Motor proteins that carry tiny packets of cargo literally walk along the cell’s cytoskeleton, breaking one molecule of ATP with every step. To move our muscles, many thousands of motor proteins myosin work together, breaking many molecules of ATP at a time to generate a remarkable amount of force.
ATP-powered “pumps” in brain cells are the human body’s biggest energy users, at least when we’re at rest. These molecular pumps set up the electrochemical gradients that enable neurons to communicate with one another.
The sole job of pump proteins is to move molecules from one side of a cell’s membrane to another, against their concentration gradients. There are different kinds of pumps, each of which moves specific ions, such as sodium (Na+), potassium (K+), or protons (H+). A calcium (Ca++) pump is shown below. Some pumps move other types of small molecules.
Two Ways for Making ATP
As our cells oxidize carbon-based molecules from our food, some of the energy held within their chemical bonds is released. Our whole complex metabolic system is arranged to capture some of this energy and put it to work. If ATP is like a battery, then cellular respiration is like a battery charger.
Our cells have two ways to make ATP: substrate-level phosphorylation and oxidative phosphorylation. Plants have a third. During photosynthesis, they use energy from sunlight to make ATP.
This process involves an enzyme (a type of protein) which transfers a phosphate group from a substrate (in this case, a carbon-based molecule from food) to ADP.
The ATP generated during glycolysis and the citric acid cycle come about in this way, accounting for 4 ATPs per glucose molecule.

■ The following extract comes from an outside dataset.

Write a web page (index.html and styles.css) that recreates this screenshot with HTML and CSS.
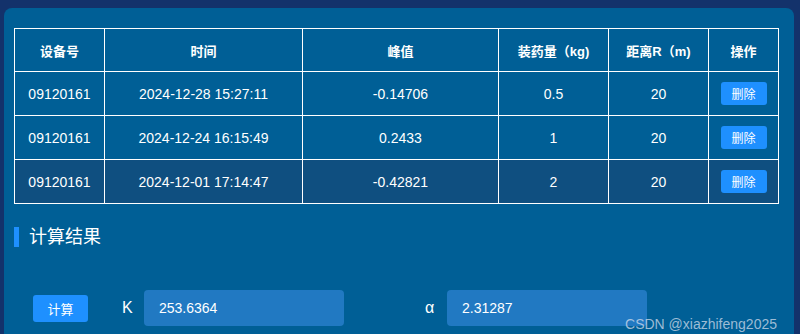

This process generates most of the ATP we use—up to 27 for each molecule of glucose.
As enzymes break apart the molecules from food, they transfer hydrogen atoms (made of a proton and an electron) to the carrier molecules FAD and NAD. The carriers deliver these protons and electrons to the mitochondrial membrane.
The movement of electrons along the electron transport chain powers pumps that move protons into the space between the two mitochondrial membranes. The protons then diffuse back across the membrane through ATP synthase, a remarkable molecular machine that uses the energy from proton diffusion to “charge” molecules of ATP.
ATP is a Nucleotide
ATP not only stores energy, it is one of the building blocks of RNA—along with UTP, CTP, and GTP. Molecular machines inside all cells, called RNA polymerases, link these building blocks together into long chains to make messenger, transfer, ribosomal, and other types of RNA.
Each nucleotide holds the energy needed to add itself to the growing chain. As RNA is being built (a process called transcription), two phosphates are cleaved off the incoming nucleotide, and the energy from that bond is redirected into forming a new bond with the nucleotide in front of it.
DNA is built using a similar process, only the building blocks are dATP, dTTP, dCTP, and dGTP. The “d” indicates that the nucleotides contain the sugar deoxyribose instead of ribose (the difference is that deoxyribose has one less oxygen atom).
Like ATP, GTP can also be used to hold and transfer energy. During the citric acid cycle, for example, GTP acts as an intermediate energy holder, ultimately transferring its third phosphate group to ADP to generate ATP. GTP also powers some of the steps of protein synthesis.